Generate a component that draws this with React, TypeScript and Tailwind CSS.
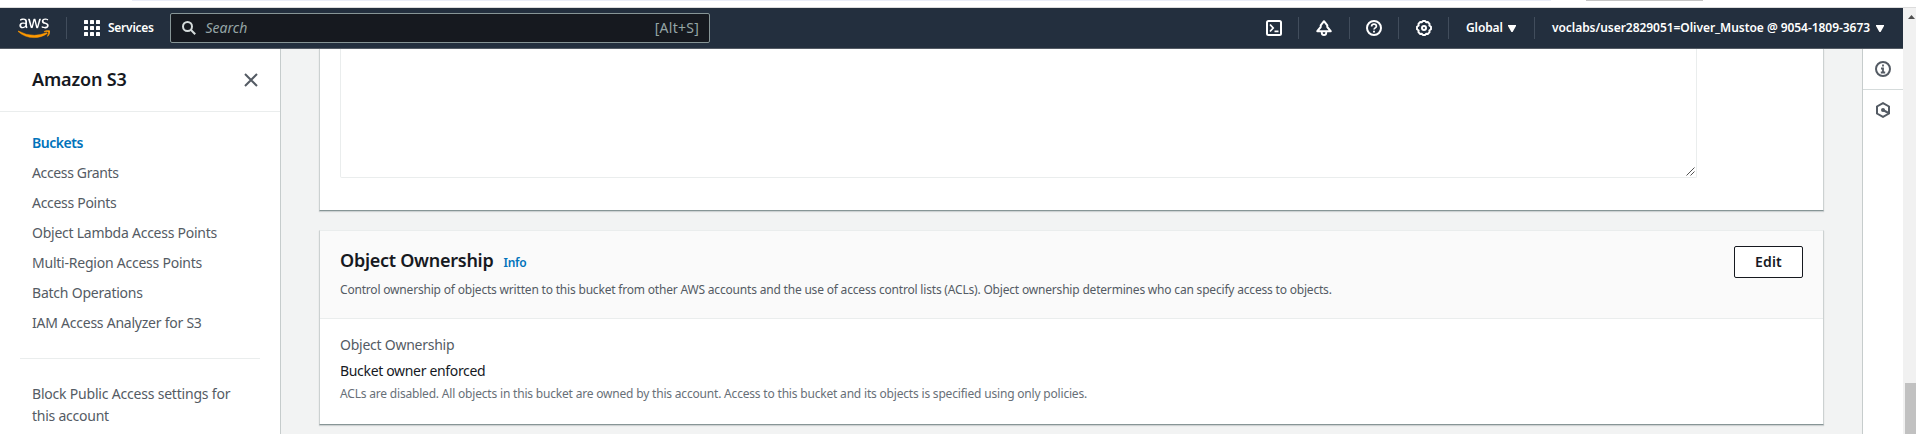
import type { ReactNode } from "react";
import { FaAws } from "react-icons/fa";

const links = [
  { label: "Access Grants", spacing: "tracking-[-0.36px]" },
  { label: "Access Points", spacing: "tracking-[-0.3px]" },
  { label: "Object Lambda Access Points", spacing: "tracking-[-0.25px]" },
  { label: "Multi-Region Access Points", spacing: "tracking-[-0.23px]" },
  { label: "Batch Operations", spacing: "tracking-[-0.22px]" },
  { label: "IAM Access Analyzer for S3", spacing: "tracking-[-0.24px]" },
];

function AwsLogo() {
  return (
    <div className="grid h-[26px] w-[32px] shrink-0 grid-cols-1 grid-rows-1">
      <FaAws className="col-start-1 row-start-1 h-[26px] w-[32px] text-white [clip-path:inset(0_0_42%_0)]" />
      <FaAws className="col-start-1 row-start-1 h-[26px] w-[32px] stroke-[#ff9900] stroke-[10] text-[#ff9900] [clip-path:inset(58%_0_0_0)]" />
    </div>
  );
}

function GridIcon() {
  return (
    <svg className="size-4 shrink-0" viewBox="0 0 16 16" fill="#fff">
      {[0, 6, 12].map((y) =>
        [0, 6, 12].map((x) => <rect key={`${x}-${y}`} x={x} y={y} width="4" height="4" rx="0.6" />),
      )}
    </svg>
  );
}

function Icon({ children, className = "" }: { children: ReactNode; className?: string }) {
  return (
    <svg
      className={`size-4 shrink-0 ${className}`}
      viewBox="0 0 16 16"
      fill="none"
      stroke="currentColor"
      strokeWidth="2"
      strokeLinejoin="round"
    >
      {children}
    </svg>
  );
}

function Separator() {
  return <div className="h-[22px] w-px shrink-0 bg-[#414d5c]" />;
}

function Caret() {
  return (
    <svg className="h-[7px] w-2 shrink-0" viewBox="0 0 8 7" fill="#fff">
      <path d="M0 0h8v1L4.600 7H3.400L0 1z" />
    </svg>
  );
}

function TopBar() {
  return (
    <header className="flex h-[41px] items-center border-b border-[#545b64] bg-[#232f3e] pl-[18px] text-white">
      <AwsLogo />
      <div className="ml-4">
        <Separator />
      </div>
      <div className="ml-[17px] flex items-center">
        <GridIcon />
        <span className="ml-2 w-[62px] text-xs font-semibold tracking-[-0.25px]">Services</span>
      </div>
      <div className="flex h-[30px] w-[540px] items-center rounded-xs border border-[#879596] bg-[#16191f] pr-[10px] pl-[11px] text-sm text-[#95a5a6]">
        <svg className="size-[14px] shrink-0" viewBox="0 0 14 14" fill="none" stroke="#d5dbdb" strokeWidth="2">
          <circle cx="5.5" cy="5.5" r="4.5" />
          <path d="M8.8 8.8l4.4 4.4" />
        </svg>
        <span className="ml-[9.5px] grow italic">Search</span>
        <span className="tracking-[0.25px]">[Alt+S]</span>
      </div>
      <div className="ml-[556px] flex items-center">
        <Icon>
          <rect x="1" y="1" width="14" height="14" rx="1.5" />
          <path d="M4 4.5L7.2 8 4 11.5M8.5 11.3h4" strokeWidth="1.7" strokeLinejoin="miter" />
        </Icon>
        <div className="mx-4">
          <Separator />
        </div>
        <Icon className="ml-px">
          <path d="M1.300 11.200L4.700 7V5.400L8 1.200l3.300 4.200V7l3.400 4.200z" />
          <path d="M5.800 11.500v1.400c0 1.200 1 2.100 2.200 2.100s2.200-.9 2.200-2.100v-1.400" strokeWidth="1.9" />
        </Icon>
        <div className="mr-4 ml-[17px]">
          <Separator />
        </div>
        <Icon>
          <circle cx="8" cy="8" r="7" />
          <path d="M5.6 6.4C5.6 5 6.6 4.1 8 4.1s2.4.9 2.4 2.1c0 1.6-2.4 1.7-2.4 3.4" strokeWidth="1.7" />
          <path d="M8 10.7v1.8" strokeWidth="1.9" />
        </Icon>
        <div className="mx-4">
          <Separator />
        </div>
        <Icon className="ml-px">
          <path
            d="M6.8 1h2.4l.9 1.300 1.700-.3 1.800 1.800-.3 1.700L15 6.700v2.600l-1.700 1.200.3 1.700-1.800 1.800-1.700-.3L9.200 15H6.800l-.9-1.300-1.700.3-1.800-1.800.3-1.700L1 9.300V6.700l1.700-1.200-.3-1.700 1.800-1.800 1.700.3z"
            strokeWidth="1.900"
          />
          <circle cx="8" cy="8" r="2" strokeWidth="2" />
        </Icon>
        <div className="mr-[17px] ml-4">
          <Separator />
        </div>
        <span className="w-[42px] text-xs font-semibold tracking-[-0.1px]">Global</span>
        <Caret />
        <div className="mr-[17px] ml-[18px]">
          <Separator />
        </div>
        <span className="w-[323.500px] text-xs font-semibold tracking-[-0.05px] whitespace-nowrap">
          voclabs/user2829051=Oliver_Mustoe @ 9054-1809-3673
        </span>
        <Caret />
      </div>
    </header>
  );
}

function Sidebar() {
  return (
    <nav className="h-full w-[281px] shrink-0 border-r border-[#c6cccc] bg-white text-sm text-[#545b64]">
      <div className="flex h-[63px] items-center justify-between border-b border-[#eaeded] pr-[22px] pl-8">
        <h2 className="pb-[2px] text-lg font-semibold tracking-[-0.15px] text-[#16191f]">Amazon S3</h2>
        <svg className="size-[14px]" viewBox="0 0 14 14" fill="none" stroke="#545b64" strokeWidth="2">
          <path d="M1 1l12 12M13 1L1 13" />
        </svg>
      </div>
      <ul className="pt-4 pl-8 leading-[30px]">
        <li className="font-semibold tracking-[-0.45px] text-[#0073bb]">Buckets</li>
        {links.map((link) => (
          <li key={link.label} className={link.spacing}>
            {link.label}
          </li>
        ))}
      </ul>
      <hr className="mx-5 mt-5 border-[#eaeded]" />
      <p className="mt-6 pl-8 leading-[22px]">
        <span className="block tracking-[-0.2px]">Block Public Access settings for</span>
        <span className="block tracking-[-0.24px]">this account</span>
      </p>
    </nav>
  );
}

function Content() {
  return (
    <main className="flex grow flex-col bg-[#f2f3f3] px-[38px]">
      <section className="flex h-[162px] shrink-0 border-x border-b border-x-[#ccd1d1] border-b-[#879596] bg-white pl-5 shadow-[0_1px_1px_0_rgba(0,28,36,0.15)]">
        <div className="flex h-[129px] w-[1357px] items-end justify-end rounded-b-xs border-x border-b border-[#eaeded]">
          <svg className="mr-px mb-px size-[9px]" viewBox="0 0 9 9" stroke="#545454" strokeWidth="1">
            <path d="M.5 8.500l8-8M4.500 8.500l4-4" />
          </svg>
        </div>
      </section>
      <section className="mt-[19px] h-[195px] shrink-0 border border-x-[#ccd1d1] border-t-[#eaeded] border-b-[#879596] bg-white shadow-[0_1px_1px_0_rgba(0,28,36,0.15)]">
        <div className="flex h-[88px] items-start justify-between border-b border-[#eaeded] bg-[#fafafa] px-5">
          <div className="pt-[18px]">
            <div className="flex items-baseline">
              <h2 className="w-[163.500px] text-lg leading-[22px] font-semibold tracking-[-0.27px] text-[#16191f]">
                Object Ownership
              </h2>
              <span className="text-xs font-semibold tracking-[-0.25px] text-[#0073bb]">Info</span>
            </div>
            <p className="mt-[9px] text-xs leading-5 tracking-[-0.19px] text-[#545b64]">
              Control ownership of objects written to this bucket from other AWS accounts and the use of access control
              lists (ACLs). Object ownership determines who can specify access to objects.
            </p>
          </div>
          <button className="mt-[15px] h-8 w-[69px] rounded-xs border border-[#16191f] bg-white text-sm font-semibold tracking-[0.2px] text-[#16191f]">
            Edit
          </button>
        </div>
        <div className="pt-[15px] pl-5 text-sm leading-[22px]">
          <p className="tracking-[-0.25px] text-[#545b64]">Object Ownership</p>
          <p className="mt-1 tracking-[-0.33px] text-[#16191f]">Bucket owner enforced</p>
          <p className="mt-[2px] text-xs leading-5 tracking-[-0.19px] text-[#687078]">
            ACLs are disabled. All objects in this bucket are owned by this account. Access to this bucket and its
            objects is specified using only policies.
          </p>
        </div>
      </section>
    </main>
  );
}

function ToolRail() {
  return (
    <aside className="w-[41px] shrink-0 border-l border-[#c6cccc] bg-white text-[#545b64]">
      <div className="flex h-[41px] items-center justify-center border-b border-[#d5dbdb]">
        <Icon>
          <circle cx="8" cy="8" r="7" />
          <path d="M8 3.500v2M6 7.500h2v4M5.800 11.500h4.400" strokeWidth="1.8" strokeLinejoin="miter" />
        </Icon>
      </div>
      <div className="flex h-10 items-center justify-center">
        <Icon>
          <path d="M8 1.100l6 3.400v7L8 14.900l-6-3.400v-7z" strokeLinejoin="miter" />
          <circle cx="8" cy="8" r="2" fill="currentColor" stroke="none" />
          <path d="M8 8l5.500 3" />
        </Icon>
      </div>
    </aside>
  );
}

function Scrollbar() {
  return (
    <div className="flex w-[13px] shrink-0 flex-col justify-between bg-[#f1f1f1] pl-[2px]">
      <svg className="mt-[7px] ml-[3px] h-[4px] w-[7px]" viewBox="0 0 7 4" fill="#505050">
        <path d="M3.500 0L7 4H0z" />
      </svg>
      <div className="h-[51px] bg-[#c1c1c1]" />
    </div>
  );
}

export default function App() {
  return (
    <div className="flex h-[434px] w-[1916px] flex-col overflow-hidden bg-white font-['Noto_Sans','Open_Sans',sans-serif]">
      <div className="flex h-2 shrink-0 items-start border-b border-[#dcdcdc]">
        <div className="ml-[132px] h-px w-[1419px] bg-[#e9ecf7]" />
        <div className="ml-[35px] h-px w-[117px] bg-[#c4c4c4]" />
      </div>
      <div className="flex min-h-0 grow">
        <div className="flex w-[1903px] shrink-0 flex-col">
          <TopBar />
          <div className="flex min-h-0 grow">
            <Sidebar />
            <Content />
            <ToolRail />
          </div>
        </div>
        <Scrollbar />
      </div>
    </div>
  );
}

__________________________________________________

- Task instructions:
Report the number of lines of the listing above that hold the string "this", with no other text.

- Exercise answer:
4